Membangun ‘Jodoh’ Sang Da’i

Siapa bilang jodoh itu dicari? Menurut saya jodoh itu tidak hanya dicari, tapi ia juga dibangun. Paradigma jodoh adalah tentang mencari, mencari dan mencari, saya yakin, sampai nanti ketika ia benar-benar bertemu dengan pasangan sejatinya, hidupnya hanya akan disibukkan dengan proses kejar-kejaran untuk jodohnya. Tapi lain dengan jodoh yang juga dibangun, kalimat sederhana yang bisa menggambarkannya ialah ia terjaga, tertata, lalu nantinya akan jadi bercahaya. Indah bukan.

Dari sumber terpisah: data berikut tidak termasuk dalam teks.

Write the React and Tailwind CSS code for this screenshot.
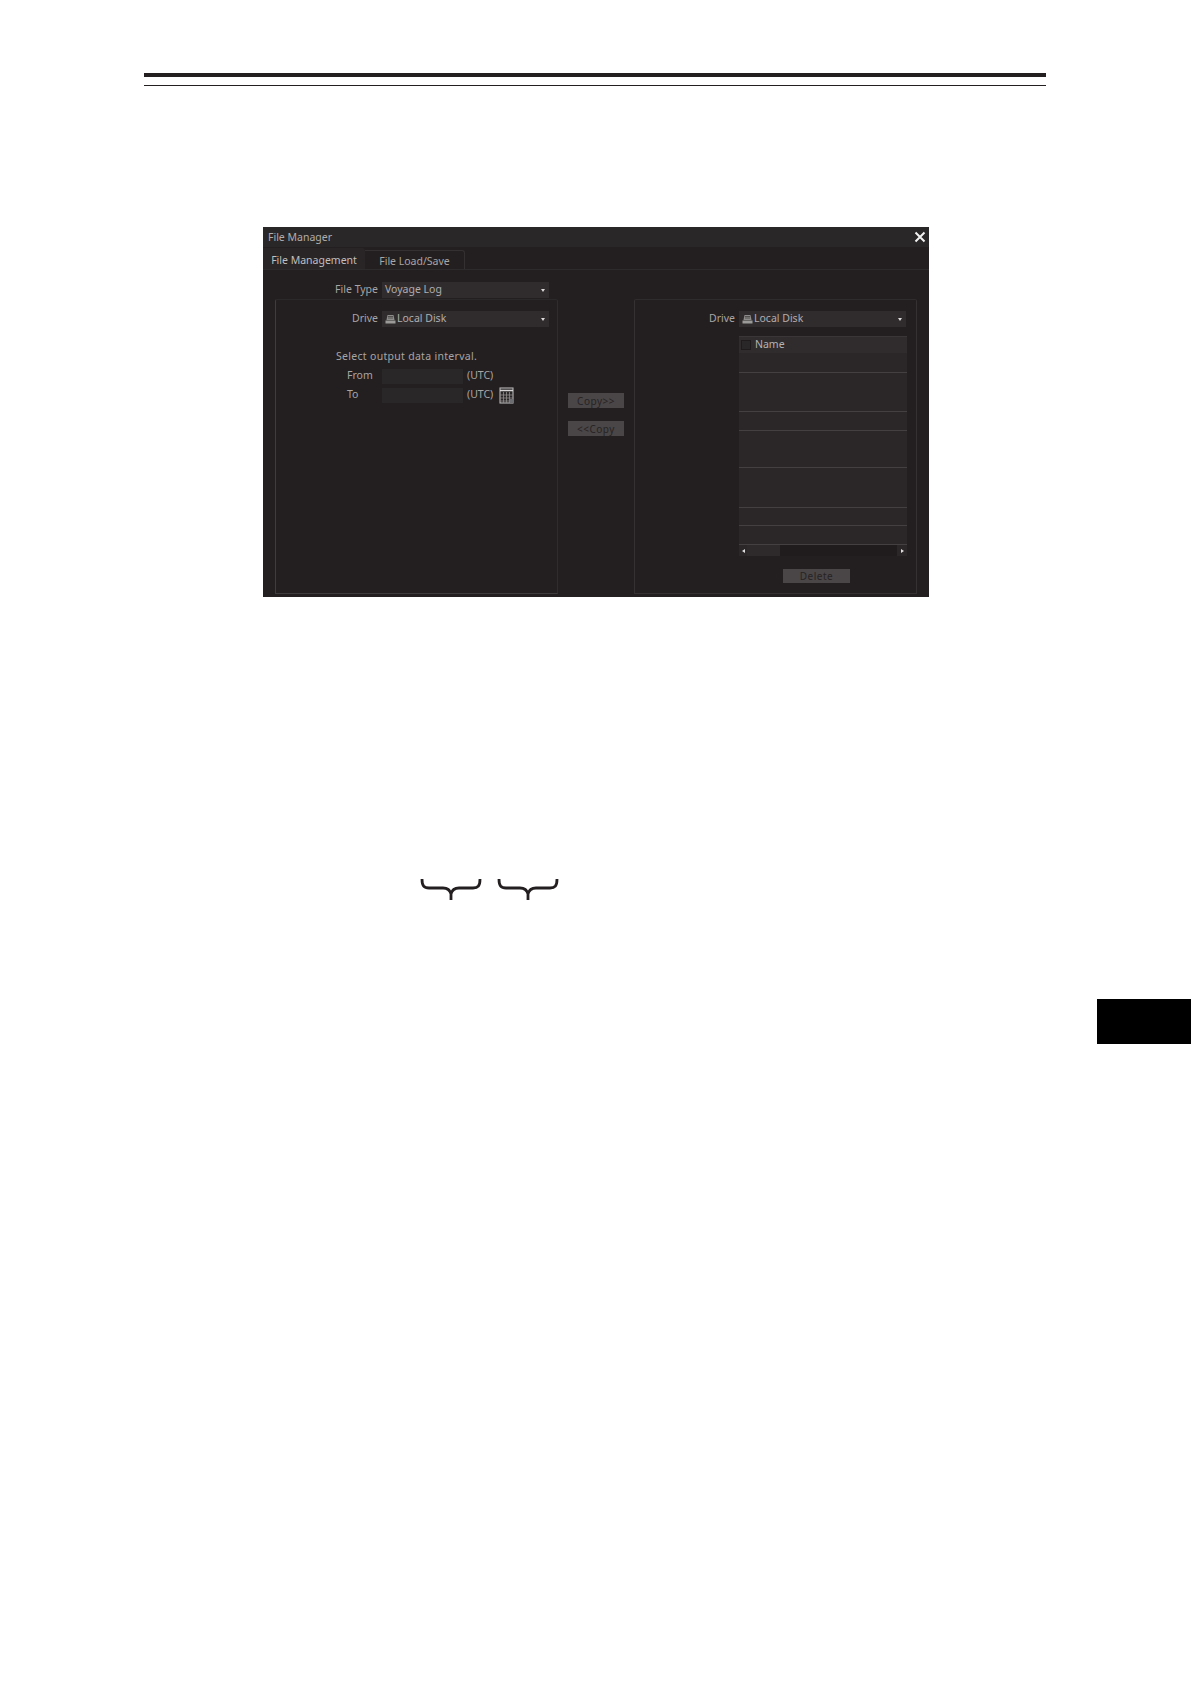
const FONT = { fontFamily: '"Noto Sans", "DejaVu Sans", sans-serif' };

const LIST_ROWS = ['h-[20px]', 'h-[39px]', 'h-[19px]', 'h-[37px]', 'h-[40px]', 'h-[18px]', 'h-[19px]'];

function DiskIcon() {
  return (
    <svg width="11" height="10" viewBox="0 0 11 10" className="shrink-0">
      <path d="M2.5 1h6l1 5h-8z" fill="#8f8c8c" />
      <path d="M3 2.5h5M3 4h5" stroke="#3a3637" strokeWidth="0.7" />
      <rect x="0.5" y="6.5" width="10" height="3" fill="#9c9999" />
    </svg>
  );
}

function CalendarIcon() {
  return (
    <svg width="16" height="17" viewBox="0 0 16 17">
      <rect x="1" y="1" width="13" height="15" fill="#2a2728" stroke="#b8b6b6" strokeWidth="1.1" />
      <path d="M1 3.5h13" stroke="#d8d6d6" strokeWidth="1.5" />
      <path d="M4.5 5v11M7.5 5v11M10.5 5v11M1 8h13M1 11h13M1 14h13" stroke="#8f8c8c" strokeWidth="0.8" />
      <path d="M11 12h4v4h-4z" fill="#6b6d70" />
    </svg>
  );
}

function Combo({ children }) {
  return (
    <div className="flex h-4 w-[167px] items-center justify-between bg-[#302c2d] pl-[3px] pr-[4px] text-[10.5px] text-[#b0adad]">
      <span className="flex items-center gap-[1px]">{children}</span>
      <span className="h-0 w-0 border-x-[2.5px] border-t-[3px] border-x-transparent border-t-[#d9d7d7]" />
    </div>
  );
}

function Brace() {
  return (
    <svg width="62" height="21" viewBox="0 0 62 21" fill="none">
      <path
        d="M2 0c0 7 2 9 7 9h14c4 0 7 2 8 6 1-4 4-6 8-6h14c5 0 7-2 7-9M31 14v7"
        stroke="#231f20"
        strokeWidth="2.8"
      />
    </svg>
  );
}

function CopyButton({ children }) {
  return (
    <button className="flex h-[15px] w-[56px] items-center justify-center bg-[#4a4647] text-[10px] leading-none tracking-[0.5px] text-[#272324]">
      {children}
    </button>
  );
}

export default function App() {
  return (
    <div className="relative h-[1684px] w-[1191px] overflow-hidden bg-white" style={FONT}>
      {/* page header rule */}
      <div className="pl-[144px] pr-[145px] pt-[73px]">
        <div className="h-1 bg-[#231f20]" />
        <div className="mt-2 h-px bg-[#231f20]" />
      </div>

      {/* File Manager window */}
      <div className="ml-[263px] mt-[141px] h-[370px] w-[666px] bg-[#231f20] text-[#b0adad]">
        <div className="flex h-[20px] items-center justify-between bg-[#2a2728] pl-[5px] pr-[3px] text-[10.5px]">
          <span className="pt-px">File Manager</span>
          <svg width="12" height="12" viewBox="0 0 12 12" stroke="#f2f1f1" strokeWidth="2">
            <path d="M1.5 1.5l9 9M10.5 1.5l-9 9" />
          </svg>
        </div>

        <div className="flex h-[23px] items-end border-b border-[#2e2b2c] text-[10.5px]">
          <div className="flex h-[21px] w-[102px] items-center justify-center rounded-tr-[3px] bg-[#292526] pt-[5px] text-[#c0bebe]">File Management</div>
          <div className="flex h-[19px] w-[100px] items-center justify-center rounded-tr-[3px] border-r border-t border-[#343031] pt-[3px] text-[#a8a5a5]">File Load/Save</div>
        </div>

        <div className="ml-[12px] mt-[12px] flex items-center">
          <div className="flex w-[107px] justify-end pr-[4px] text-[10.5px] text-[#a8a5a5]">File Type</div>
          <Combo>Voyage Log</Combo>
        </div>

        <div className="ml-[12px] mt-px flex h-[295px] items-stretch">
          {/* left group */}
          <div className="h-full w-[283px] rounded-t-[2px] border border-[#3f3c3d] border-r-[#2f2c2d] border-t-[#2c292a] pt-[11px]">
            <div className="flex items-center">
              <div className="flex w-[106px] justify-end pr-[4px] text-[10.5px] text-[#a8a5a5]">Drive</div>
              <Combo>
                <DiskIcon />
                Local Disk
              </Combo>
            </div>
            <div className="ml-[60px] mt-[21px] text-[10.5px] leading-[17px] tracking-[0.3px] text-[#a8a5a5]">Select output data interval.</div>
            <div className="mt-[3px] flex h-[16px] items-center text-[10.5px] text-[#a8a5a5]">
              <span className="ml-[71px] w-[35px]">From</span>
              <div className="h-[15px] w-[81px] bg-[#2a2728]" />
              <span className="ml-[4px]">(UTC)</span>
            </div>
            <div className="mt-[3px] flex h-[16px] items-center text-[10.5px] text-[#a8a5a5]">
              <span className="ml-[71px] w-[35px]">To</span>
              <div className="h-[15px] w-[81px] bg-[#2a2728]" />
              <span className="ml-[4px]">(UTC)</span>
              <span className="ml-[6px]">
                <CalendarIcon />
              </span>
            </div>
          </div>

          {/* copy buttons */}
          <div className="flex w-[76px] flex-col items-center gap-[13px] pt-[94px]">
            <CopyButton>Copy&gt;&gt;</CopyButton>
            <CopyButton>&lt;&lt;Copy</CopyButton>
          </div>

          {/* right group */}
          <div className="h-full w-[283px] rounded-t-[2px] border border-[#353132] border-t-[#2f2c2d] pt-[11px]">
            <div className="flex items-center">
              <div className="flex w-[104px] justify-end pr-[4px] text-[10.5px] text-[#a8a5a5]">Drive</div>
              <Combo>
                <DiskIcon />
                Local Disk
              </Combo>
            </div>

            <div className="ml-[104px] mt-[9px] w-[168px]">
              <div className="flex h-[17px] items-center border-t border-[#3a3637] bg-[#302c2d] pl-[2px] text-[10.5px] text-[#b5b2b2]">
                <span className="h-[10px] w-[10px] border border-[#1f1b1c] bg-[#2a2728]" />
                <span className="ml-[4px]">Name</span>
              </div>
              {LIST_ROWS.map((h, i) => (
                <div key={i} className={`${h} border-b border-[#444041] bg-[#2b2728]`} />
              ))}
              <div className="flex h-[11px] items-center bg-[#201c1d]">
                <span className="flex h-[11px] w-[8px] items-center justify-center bg-[#2b2728]">
                  <span className="h-0 w-0 border-y-[2.5px] border-r-[3px] border-y-transparent border-r-[#e0dede]" />
                </span>
                <span className="h-[11px] w-[33px] bg-[#2e2a2b]" />
                <span className="flex-1" />
                <span className="flex h-[11px] w-[10px] items-center justify-center bg-[#2b2728]">
                  <span className="h-0 w-0 border-y-[2.5px] border-l-[3px] border-y-transparent border-l-[#e0dede]" />
                </span>
              </div>
            </div>

            <div className="ml-[148px] mt-[13px] flex h-[14px] w-[67px] items-center justify-center bg-[#4a4647] text-[10px] tracking-[0.5px] text-[#272324]">
              Delete
            </div>
          </div>
        </div>
      </div>

      {/* braces under the figure */}
      <div className="ml-[420px] mt-[282px] flex gap-[15px]">
        <Brace />
        <Brace />
      </div>

      {/* chapter tab */}
      <div className="absolute left-[1097px] top-[999px] h-[45px] w-[94px] bg-black" />
    </div>
  );
}
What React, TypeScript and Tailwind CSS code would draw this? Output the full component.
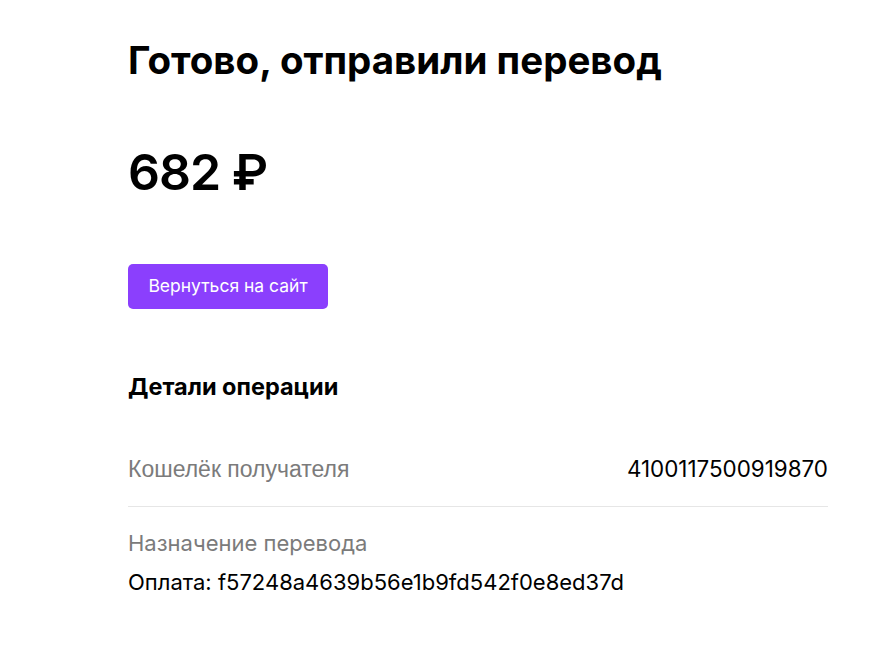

Tapi maaf, tulisan ini tidak sedang mencoba membahas jodoh. Tidak membahas perangkat-perangkatnya ataupun klausul prosesnya, tidak untuk itu semua. Biarkan bait awal ini adalah sebagai pengetahuan baru untuk melengkapi hari ini. Sebagaimana pengetahuan-pengetahuan lainnya yang senantiasa bisa kita cari dan dapatkan disekitar kita, dimana kelak pasti akan selalu jadi modal suatu saat nanti. Jangan pernah remehkan pengetahuan.

Berbicara tentang pengetahuan, teringat tentang sebuah cerita dari seorang pakar ekonomi yang pernah berkunjung ke negeri Tirai Bambu, Cina. Ia menuturkan bahwa ada sebuah monumen di dalam gedung museum Beijing yang disana tercatat dengan begitu tegas betapa Cina pernah mengagumi nusantara kita.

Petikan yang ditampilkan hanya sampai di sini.